Prompt.
For this exercise, copy out each line of the material below that includes "components".

___ Extracted entries ___

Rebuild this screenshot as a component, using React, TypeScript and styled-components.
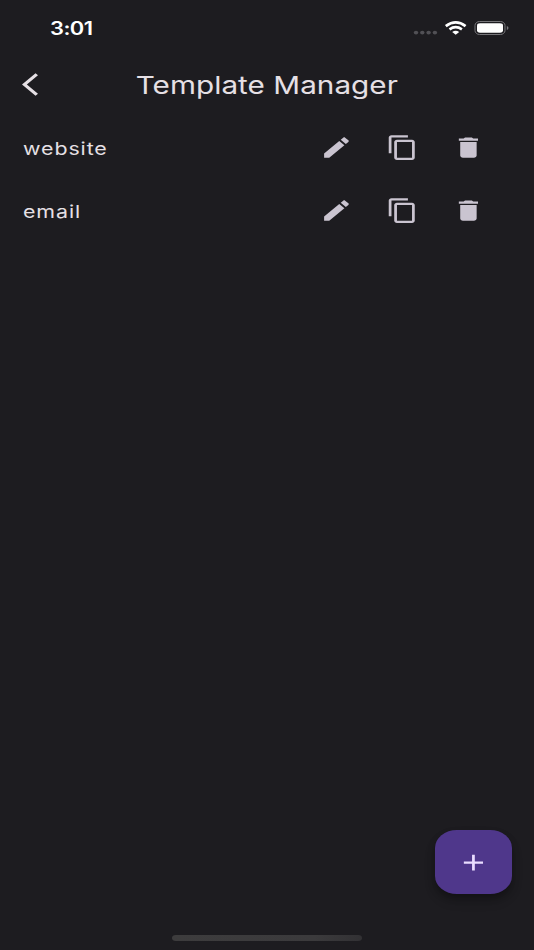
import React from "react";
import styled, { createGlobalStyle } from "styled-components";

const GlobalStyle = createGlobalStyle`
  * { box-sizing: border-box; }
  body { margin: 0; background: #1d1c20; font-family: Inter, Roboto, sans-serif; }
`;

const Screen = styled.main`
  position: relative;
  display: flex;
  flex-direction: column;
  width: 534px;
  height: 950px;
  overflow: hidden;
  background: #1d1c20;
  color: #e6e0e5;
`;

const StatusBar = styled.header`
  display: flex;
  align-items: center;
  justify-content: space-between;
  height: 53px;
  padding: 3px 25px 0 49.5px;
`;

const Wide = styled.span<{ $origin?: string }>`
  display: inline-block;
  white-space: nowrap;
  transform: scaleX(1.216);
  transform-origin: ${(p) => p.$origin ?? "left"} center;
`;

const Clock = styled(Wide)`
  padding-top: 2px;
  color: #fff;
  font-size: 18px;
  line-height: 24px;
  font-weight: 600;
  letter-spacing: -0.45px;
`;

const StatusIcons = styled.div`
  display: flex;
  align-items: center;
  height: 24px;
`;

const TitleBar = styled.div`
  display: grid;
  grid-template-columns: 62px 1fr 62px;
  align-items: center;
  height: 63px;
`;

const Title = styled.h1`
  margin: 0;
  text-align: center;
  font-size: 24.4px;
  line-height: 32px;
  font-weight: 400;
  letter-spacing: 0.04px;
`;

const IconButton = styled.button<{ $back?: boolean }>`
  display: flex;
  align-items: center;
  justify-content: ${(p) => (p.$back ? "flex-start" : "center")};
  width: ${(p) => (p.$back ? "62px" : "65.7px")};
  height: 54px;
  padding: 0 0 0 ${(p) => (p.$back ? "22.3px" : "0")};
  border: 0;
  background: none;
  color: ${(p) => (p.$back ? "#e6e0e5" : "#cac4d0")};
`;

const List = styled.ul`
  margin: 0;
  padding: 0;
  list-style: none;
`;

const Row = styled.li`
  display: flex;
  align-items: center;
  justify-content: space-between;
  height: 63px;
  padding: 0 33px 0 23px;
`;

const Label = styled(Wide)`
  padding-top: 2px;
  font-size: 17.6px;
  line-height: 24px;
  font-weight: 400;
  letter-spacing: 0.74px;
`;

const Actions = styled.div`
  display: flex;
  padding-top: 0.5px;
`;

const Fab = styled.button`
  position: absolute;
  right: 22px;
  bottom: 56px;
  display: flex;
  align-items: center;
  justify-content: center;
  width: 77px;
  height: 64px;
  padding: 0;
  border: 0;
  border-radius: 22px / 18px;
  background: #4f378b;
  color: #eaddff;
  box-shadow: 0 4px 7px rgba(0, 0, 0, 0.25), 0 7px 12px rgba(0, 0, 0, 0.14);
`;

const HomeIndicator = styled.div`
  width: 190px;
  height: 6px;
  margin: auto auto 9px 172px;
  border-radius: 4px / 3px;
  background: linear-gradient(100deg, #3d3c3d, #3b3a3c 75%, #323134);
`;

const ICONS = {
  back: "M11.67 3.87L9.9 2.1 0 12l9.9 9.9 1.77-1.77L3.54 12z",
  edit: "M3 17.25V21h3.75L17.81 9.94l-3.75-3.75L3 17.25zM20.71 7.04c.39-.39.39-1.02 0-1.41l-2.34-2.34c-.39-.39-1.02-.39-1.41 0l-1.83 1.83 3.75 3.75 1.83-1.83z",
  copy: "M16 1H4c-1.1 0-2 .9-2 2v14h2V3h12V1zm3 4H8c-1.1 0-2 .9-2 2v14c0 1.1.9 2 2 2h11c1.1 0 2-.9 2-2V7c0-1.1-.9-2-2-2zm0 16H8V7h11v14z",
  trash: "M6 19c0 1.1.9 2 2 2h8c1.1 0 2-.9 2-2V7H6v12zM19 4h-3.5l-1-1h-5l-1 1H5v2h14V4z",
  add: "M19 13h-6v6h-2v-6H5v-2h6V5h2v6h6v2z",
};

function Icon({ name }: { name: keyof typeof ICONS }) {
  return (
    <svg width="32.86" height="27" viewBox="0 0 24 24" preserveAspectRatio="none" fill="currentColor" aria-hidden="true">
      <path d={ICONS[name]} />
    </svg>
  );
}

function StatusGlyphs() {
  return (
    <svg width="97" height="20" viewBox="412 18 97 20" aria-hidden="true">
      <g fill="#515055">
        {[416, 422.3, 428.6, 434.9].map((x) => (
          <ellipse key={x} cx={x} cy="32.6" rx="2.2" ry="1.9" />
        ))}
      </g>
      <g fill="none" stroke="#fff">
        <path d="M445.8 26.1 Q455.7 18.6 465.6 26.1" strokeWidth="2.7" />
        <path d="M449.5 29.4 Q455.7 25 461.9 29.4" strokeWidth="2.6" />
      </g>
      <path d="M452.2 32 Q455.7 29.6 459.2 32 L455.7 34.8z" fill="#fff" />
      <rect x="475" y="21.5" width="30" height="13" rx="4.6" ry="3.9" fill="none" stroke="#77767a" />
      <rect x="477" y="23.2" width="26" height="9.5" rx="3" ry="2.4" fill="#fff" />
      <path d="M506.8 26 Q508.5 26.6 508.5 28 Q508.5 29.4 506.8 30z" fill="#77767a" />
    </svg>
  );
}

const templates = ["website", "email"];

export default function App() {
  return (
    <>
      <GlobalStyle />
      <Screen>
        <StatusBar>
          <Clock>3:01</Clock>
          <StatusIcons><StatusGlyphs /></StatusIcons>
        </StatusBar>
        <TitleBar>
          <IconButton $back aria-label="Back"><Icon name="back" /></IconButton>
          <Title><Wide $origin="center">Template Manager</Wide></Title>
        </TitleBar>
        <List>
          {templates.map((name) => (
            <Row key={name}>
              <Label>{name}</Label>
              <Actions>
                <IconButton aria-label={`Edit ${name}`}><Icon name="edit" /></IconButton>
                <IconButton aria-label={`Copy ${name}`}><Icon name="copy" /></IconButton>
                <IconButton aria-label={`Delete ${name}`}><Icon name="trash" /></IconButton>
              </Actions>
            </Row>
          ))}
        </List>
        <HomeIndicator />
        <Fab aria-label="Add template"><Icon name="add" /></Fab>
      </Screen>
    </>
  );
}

___
___ Extracted entries ___

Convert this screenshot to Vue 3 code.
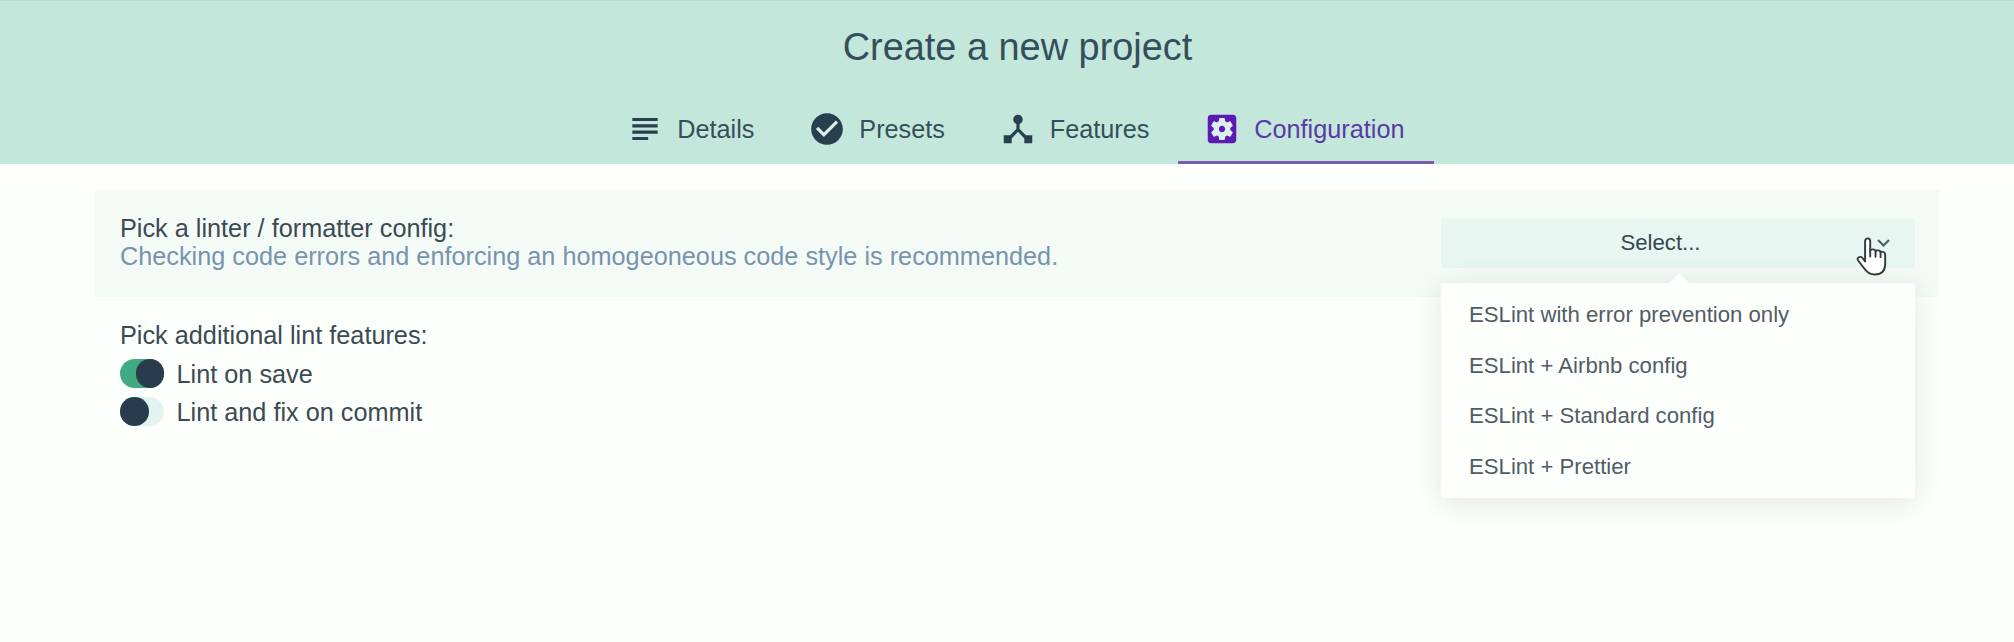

___

Solution to the exercise.
Rebuild this screenshot as a component, using React, TypeScript and styled-components.
import styled, { createGlobalStyle } from "styled-components";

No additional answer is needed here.